Sorry so long, that just touches a chord in me. No pun intended, really.
Posted by: Lisa | March 23, 2004 08:12 AM
Kudos to you and Jack!!! Music, like art, is in the soul!! Go for it Danny!! Last summer, I got the bright idea to get an Irish tin whistle...and learn it....after many futile attempts at getting hubby to buy me a harp. Good harps being over $500's...tin whistles...less than $20!!! So, now I am on the Irish Tranditional road to playing jigs, reels, and hornpipes (types of Irish music)..and a little Beatles, John Denver thrown in for good measure!) Sometimes I think 50...is it too old to learn something like this...then I think....NO IT ISN'T!!
One word.....expect those fingers of yours to be a-hurtin for awhile. You have to get some callouses developed so you can play for long periods. Just practice EVERY DAY!! but not enough to make you scream with pain!...you will develop your finger pads in a couple of weeks.
One other word--learning something totally new is just one way of holding off senility. (So my husband tells me!!--he is 4 years younger than me...so he thinks he's a spring chicken!!)
I think artist's by nature have open minds to learning. It is our way. Look at the ages of all the greats--Monet, Renoir, Picasso...O'Keefe. They lived a full life!!
Oh...another thing. About.com has a great guitar learning area on the computer. Techniques, songs. Lots of stuff. Check it out!
Your friend,
Nancy
Posted by: Nancy Patterson | March 23, 2004 09:09 AM
Your blog is wonderful, the art and the long posts. Thanks for the inspiration in art, because I am just starting out in watercolour.
I am a rhythm guitar player, write songs (not bluegrass), and play in a bluegrass band. I am so thrilled when anyone delves into music because it truly is an art. You will develop calluses in a while, but they are constantly peeling (I know, that's gross), and it is oftentimes painful to play. Find some songs with easier chords, and practice them over and over. That will help you to get faster between chords, which is the key to playing well. I wish you and Jack all the best! Let us know more about your discoveries in music as you go along!

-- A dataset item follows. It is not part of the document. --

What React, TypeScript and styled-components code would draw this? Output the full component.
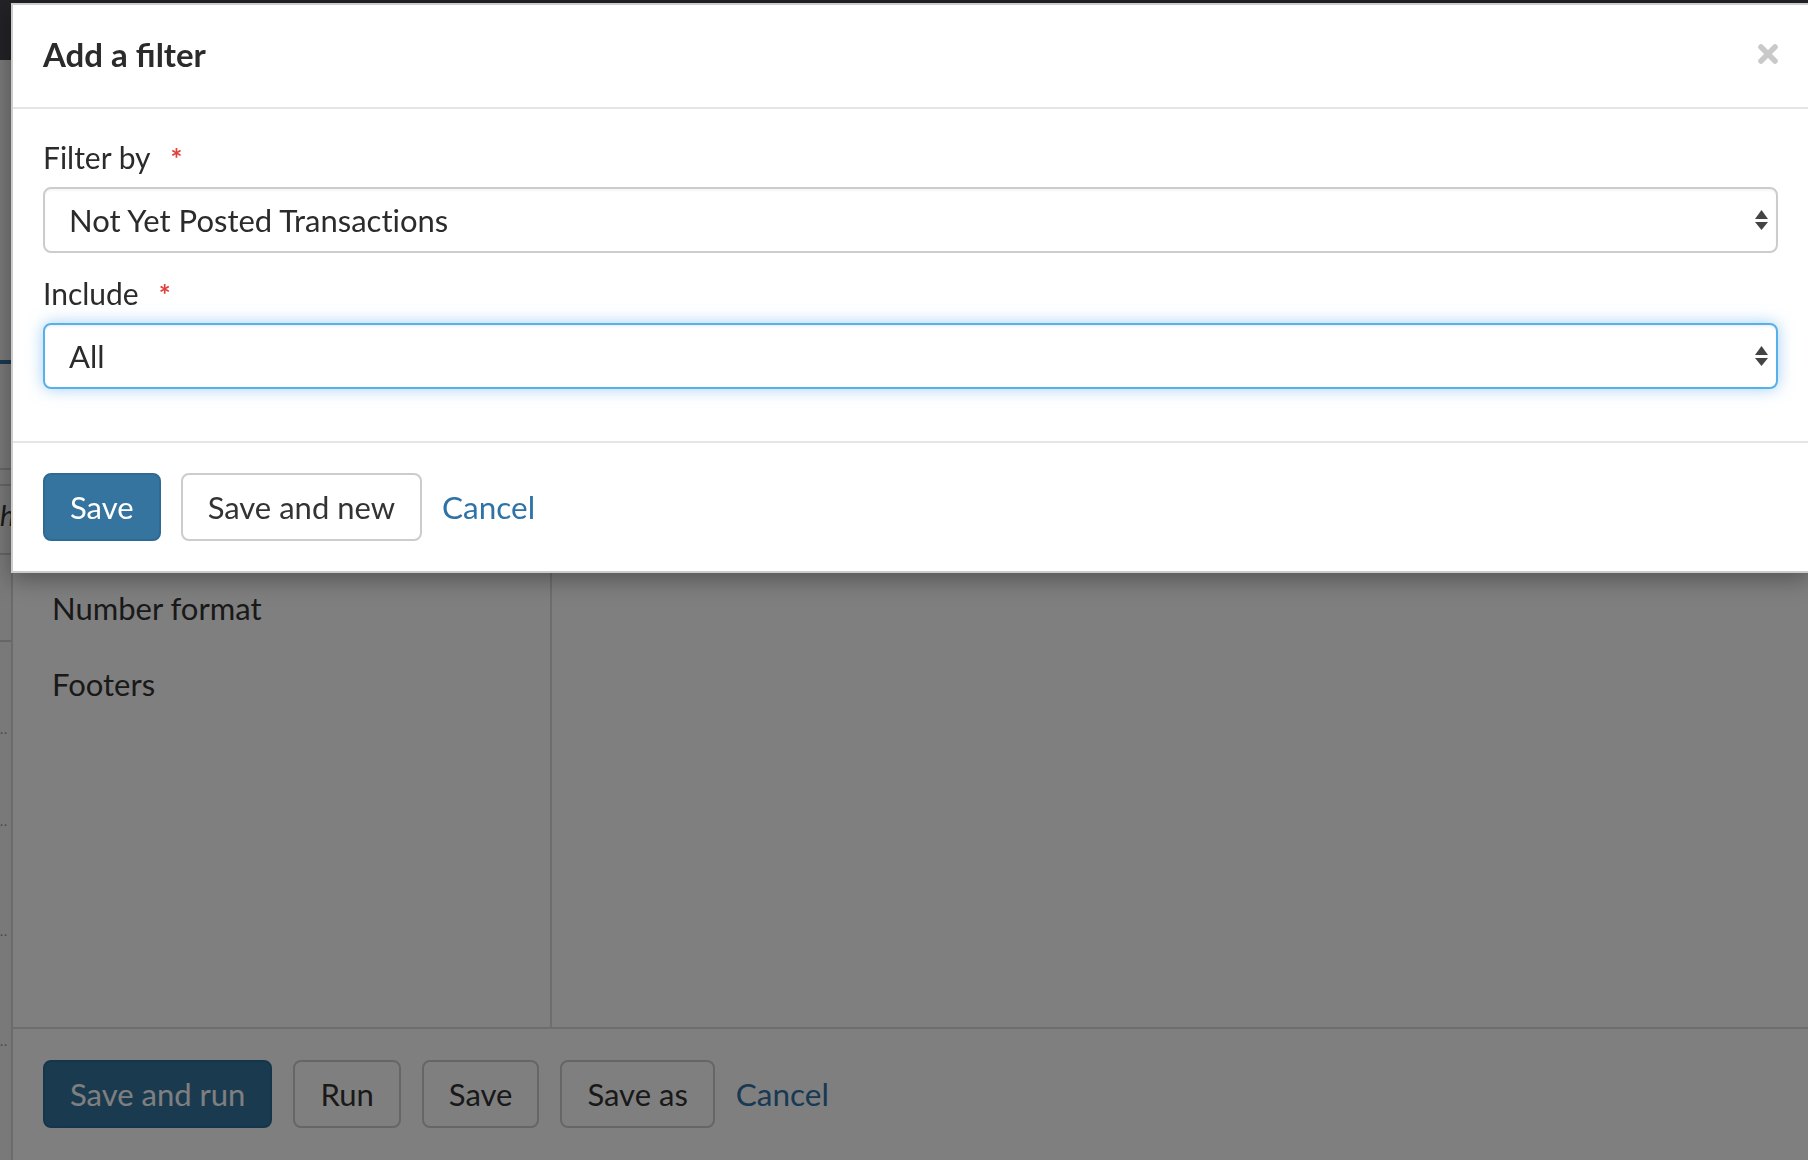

Posted by: Marisa | March 23, 2004 10:37 AM
Those guitars that Pete Townshend, Jimi Hendrix and others trashed were not the inexpensive, overseas-made guitars you can find these days. They were the made in USA, real deals. Nobody made good playing, inexpensive guitars back in the day. At least not the Fenders and the Gibsons. It's amazing what you can get for your money equipment-wise these days.
Also, those little winders on the headstock of the guitar are called "machines" as in "tuning machines" I think that's perhaps what the teacher was talking about when he said to "tune the machine."
I couldn't resist chiming in. Nice blog.
Posted by: guitarart | March 23, 2004 01:13 PM
your entry made me think of a gregory-style version of School of Rock.i cant think of a word to express how cool that is. ive already taken it upon myself to president the jack+danny rock n roll fan club in cincinnati. im sure the basement blues band could open for you guys some day;-)
rock on.
Posted by: morgan | March 23, 2004 03:40 PM
Anyone going to see Bowie while he's in the area?
Posted by: Ana | March 23, 2004 04:25 PM
Ha! School of Rock was great!
Nice entry..although a visual artist, music has always been my first love.
I was lucky enough to marry a man who formerly made guitars at Maton. (In Australia) A few years back, before we were married, we, along with a handful of other people in different parts of the world, designed and constructed a custom made guitar for a member of the Posies. We did it through a private online forum and through the post/mail to discuss ideas and send materials. (I designed the fret markers) It was as much fun to make an instrument, as it is listening to and playing the music itself! I've learned a lot about construction and care of guitars too!
Have fun with yours!! I also think it's so great that you are learning together. You both sound passionate about it. He he..I love the visual image I get of Jack in his bathrobe and guitar with the curl in his lip. Rock on!!